- **GOAL**
Below are the records. Count the lines containing the string "components", and reply with the number alone.
○ ○ ○ ○ ○ ○ ○
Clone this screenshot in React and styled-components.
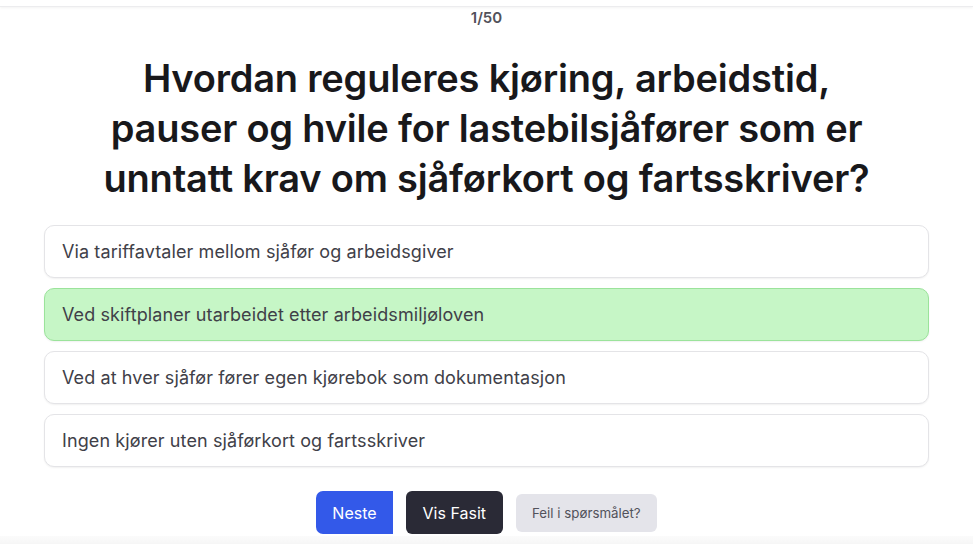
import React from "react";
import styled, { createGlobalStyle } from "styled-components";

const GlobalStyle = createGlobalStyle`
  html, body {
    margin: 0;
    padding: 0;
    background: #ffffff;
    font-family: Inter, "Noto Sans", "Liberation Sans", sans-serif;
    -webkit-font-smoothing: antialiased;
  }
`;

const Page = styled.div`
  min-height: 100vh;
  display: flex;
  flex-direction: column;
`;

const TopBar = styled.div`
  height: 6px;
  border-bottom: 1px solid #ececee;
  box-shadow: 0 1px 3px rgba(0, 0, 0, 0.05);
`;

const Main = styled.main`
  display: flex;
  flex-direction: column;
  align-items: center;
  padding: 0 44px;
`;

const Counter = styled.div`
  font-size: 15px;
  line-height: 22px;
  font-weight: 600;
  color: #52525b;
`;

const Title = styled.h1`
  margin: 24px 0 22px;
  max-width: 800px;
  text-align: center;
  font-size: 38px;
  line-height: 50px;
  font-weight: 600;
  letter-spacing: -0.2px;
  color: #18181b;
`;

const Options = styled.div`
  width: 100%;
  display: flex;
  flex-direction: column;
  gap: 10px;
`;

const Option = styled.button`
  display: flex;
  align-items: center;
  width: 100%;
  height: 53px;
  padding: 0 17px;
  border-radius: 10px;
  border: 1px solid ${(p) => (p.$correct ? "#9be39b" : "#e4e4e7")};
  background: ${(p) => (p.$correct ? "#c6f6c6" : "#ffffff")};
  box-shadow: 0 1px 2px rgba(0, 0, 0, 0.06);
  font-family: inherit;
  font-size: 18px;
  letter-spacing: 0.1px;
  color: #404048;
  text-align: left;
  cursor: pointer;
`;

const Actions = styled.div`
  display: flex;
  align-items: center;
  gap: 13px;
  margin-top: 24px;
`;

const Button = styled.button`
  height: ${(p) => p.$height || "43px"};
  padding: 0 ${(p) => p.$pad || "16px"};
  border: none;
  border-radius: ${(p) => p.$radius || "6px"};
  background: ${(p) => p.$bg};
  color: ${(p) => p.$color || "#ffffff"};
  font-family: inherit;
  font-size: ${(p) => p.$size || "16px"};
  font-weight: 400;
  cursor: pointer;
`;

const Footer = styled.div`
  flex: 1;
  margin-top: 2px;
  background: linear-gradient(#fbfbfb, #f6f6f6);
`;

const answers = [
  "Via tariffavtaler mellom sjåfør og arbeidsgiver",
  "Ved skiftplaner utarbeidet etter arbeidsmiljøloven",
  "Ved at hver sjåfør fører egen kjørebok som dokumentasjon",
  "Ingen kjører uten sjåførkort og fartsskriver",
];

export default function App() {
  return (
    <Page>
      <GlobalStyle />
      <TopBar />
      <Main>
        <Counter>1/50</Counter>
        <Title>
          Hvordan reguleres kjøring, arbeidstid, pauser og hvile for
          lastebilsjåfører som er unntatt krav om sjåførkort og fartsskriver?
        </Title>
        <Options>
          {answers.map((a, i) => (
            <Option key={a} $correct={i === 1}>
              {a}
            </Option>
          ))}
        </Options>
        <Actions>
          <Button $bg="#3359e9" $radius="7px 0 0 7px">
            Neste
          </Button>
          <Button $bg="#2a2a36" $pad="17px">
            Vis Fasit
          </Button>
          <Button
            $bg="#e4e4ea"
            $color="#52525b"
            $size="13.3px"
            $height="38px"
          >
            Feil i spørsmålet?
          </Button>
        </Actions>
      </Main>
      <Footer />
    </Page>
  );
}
○ ○ ○ ○ ○ ○ ○
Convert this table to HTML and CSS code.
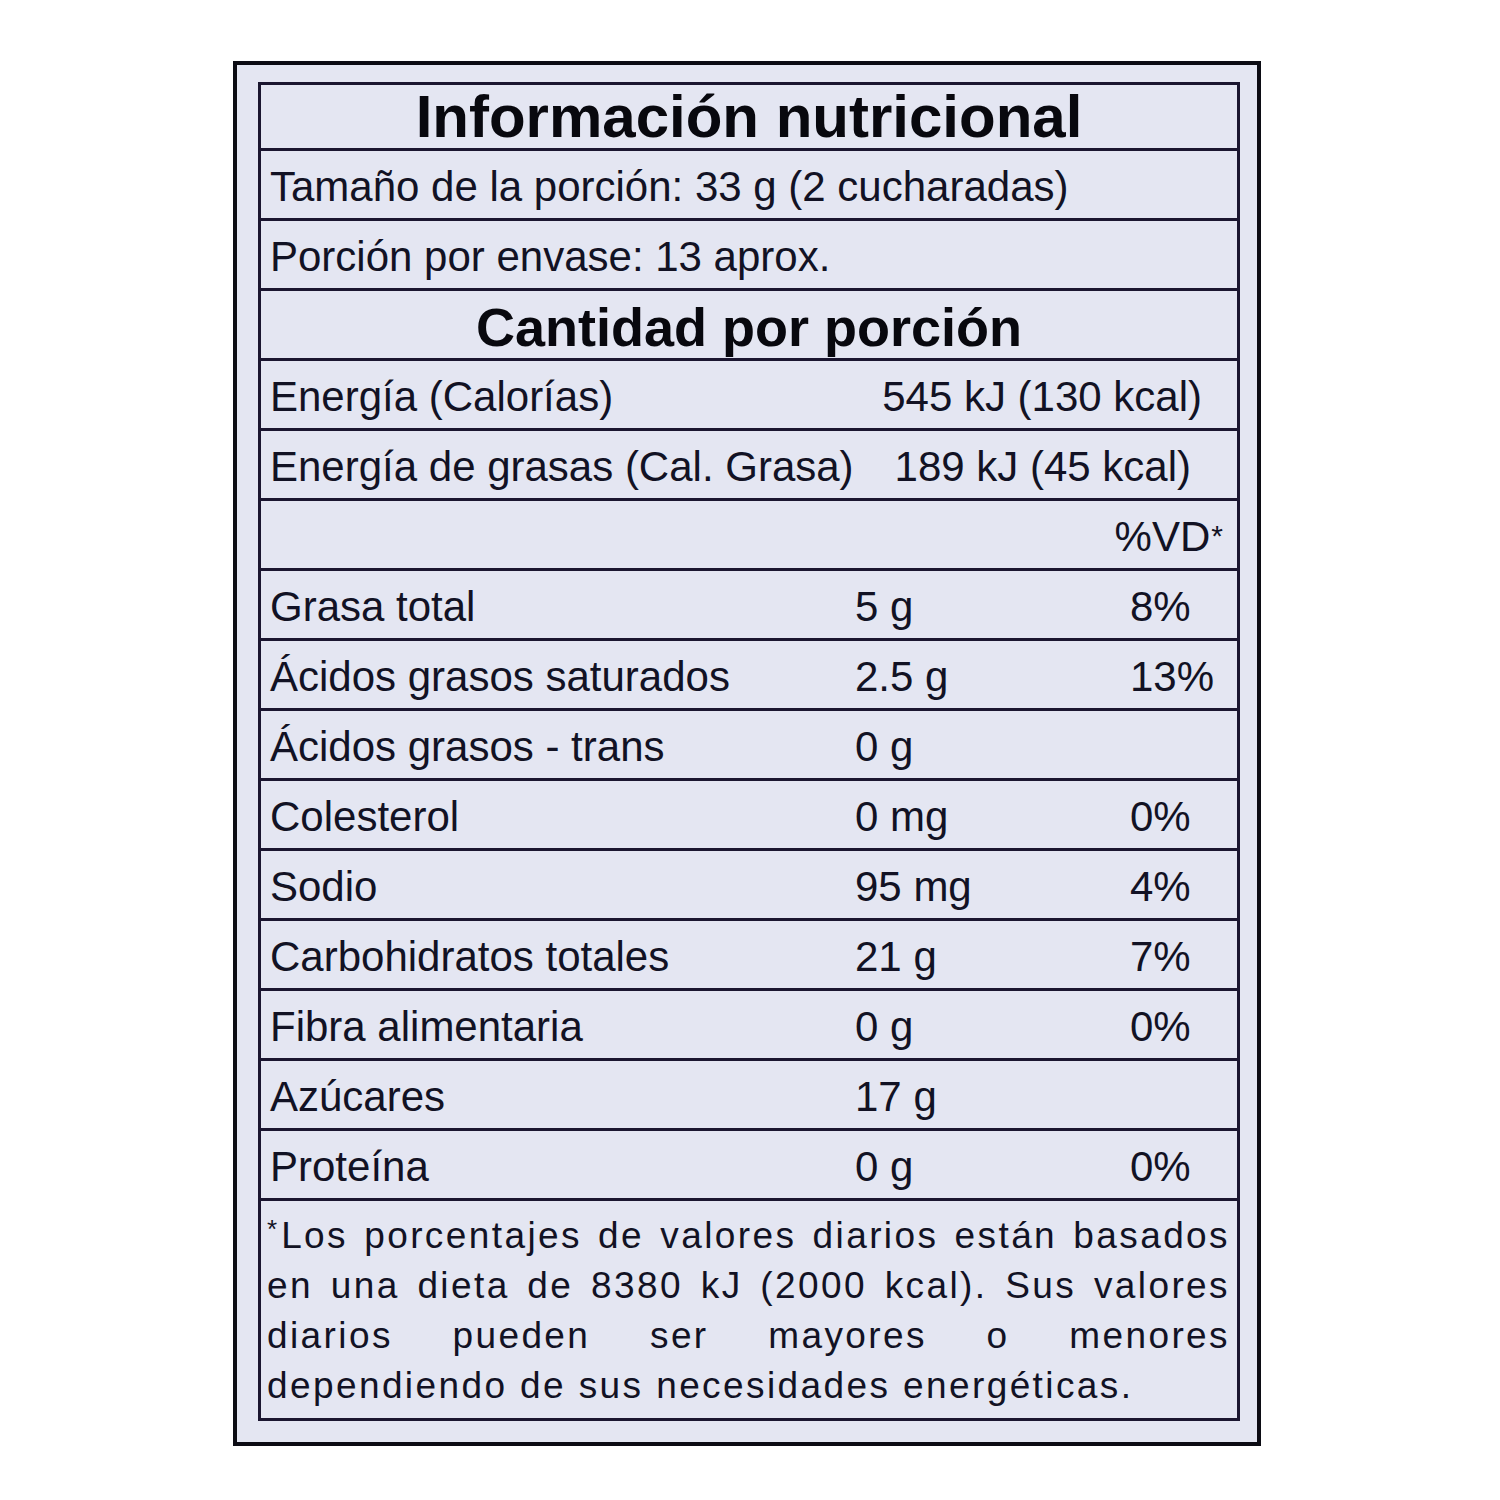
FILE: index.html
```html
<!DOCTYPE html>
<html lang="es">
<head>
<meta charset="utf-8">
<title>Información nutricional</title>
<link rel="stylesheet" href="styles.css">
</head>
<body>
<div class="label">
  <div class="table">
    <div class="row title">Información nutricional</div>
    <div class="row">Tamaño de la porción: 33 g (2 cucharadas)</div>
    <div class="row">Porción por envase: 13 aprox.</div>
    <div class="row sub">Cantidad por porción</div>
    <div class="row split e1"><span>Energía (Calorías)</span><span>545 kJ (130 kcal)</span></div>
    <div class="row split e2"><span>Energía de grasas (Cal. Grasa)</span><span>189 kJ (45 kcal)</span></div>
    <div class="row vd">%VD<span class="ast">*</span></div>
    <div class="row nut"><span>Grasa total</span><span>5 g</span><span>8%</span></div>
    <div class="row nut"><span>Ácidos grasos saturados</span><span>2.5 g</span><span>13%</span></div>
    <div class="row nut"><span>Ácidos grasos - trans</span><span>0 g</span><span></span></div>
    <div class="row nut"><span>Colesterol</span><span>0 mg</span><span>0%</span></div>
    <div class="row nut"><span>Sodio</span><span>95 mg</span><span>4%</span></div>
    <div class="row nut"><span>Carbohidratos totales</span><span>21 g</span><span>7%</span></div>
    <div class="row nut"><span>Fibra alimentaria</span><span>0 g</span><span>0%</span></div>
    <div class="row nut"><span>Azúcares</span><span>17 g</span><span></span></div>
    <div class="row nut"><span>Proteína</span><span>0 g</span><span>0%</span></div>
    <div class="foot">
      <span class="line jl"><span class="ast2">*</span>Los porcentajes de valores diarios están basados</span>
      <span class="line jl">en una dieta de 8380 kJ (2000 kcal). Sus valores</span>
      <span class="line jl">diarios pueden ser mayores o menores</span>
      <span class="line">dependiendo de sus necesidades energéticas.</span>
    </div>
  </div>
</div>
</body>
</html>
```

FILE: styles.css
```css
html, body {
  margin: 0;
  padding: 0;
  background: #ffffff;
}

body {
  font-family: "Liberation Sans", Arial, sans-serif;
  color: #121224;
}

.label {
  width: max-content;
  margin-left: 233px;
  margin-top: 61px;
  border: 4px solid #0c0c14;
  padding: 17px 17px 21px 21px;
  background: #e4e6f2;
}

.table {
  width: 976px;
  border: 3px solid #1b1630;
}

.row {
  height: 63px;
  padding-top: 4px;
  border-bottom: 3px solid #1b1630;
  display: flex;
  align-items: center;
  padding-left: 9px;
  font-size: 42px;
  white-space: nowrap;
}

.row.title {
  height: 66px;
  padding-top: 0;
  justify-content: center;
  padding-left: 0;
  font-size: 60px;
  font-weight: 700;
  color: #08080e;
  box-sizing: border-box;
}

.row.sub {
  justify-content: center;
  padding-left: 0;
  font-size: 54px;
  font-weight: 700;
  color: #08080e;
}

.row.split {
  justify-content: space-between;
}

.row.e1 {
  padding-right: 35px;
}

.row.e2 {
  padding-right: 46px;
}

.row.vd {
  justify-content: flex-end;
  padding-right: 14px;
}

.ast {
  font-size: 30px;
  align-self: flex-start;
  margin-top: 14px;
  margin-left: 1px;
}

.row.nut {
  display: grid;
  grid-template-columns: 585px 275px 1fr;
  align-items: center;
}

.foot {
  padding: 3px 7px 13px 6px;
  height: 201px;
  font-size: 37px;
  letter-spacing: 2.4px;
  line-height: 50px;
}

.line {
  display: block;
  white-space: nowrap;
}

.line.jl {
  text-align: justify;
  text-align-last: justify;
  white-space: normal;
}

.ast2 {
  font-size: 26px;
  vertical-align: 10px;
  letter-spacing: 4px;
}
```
○ ○ ○ ○ ○ ○ ○
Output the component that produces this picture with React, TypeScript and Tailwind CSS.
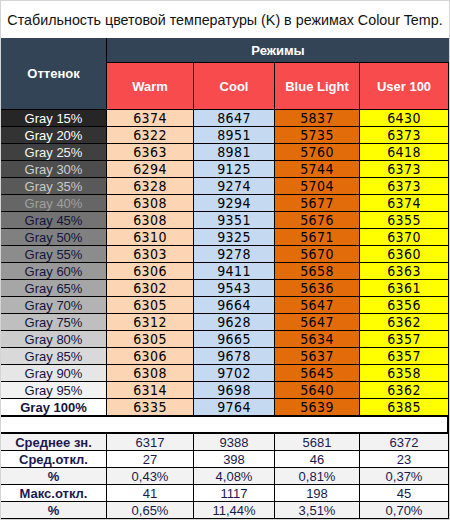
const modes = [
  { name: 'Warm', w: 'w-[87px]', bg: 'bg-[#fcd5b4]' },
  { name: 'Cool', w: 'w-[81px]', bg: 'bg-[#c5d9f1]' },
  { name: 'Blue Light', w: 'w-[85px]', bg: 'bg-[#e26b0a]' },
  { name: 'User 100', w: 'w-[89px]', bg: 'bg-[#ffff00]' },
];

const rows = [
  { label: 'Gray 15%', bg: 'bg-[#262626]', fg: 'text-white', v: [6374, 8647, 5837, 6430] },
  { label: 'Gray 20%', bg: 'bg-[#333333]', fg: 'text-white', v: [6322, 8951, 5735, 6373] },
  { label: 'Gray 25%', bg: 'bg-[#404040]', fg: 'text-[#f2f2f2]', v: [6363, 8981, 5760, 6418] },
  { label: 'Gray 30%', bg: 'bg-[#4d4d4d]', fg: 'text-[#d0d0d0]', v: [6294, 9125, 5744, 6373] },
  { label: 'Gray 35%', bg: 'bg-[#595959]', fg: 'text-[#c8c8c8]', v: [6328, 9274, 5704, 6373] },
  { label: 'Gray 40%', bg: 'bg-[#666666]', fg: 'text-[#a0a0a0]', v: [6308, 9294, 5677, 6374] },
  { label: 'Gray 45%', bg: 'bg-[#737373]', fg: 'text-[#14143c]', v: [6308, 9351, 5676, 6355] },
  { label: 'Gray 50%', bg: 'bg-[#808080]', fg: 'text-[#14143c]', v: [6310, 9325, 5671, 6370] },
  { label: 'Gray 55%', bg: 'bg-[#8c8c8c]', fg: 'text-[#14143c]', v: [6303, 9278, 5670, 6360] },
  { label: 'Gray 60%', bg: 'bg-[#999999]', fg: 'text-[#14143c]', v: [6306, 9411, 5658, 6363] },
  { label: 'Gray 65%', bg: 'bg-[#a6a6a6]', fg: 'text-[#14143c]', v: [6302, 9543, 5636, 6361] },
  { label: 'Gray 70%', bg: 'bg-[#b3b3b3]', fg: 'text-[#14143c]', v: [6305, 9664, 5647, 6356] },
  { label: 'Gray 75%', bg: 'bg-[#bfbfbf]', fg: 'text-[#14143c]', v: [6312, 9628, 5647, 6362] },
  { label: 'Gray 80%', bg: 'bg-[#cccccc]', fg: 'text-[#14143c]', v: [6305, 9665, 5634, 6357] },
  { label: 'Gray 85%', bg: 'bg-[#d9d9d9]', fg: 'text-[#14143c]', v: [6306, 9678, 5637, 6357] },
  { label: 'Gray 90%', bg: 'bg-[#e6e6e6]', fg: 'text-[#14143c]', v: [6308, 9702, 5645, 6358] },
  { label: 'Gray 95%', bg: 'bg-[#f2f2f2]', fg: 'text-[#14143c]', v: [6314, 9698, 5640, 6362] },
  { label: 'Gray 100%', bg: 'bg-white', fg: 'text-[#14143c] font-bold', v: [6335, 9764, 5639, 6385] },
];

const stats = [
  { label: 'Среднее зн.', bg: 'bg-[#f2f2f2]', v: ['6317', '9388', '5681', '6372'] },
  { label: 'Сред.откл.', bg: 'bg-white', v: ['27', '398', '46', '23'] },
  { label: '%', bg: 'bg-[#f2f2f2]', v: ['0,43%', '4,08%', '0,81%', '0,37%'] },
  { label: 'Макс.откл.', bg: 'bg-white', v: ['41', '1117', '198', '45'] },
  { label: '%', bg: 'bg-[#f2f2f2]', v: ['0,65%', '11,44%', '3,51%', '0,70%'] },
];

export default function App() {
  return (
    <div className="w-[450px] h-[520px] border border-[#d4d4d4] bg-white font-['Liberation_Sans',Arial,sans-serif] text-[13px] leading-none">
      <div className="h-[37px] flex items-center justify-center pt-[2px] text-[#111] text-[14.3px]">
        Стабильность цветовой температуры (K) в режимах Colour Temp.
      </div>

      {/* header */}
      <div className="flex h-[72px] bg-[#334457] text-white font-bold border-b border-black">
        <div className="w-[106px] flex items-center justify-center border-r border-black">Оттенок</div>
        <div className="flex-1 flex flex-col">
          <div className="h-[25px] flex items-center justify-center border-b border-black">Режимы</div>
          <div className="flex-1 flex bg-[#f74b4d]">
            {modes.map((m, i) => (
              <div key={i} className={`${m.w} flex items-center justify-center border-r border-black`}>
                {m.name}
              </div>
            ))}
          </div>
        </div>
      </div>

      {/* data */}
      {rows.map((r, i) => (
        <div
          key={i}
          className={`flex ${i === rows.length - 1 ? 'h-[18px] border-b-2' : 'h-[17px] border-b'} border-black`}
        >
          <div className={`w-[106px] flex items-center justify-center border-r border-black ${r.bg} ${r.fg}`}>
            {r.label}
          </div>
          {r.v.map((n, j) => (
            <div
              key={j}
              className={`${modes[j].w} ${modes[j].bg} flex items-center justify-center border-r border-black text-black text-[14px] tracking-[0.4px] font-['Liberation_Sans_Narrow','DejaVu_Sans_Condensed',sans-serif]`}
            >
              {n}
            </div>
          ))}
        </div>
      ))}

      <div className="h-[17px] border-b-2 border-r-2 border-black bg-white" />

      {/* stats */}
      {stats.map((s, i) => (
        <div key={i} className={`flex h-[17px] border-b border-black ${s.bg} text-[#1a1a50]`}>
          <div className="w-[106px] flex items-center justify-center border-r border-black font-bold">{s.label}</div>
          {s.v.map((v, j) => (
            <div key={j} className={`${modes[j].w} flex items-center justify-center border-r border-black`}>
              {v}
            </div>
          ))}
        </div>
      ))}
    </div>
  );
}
○ ○ ○ ○ ○ ○ ○
- **RESPONSE**
2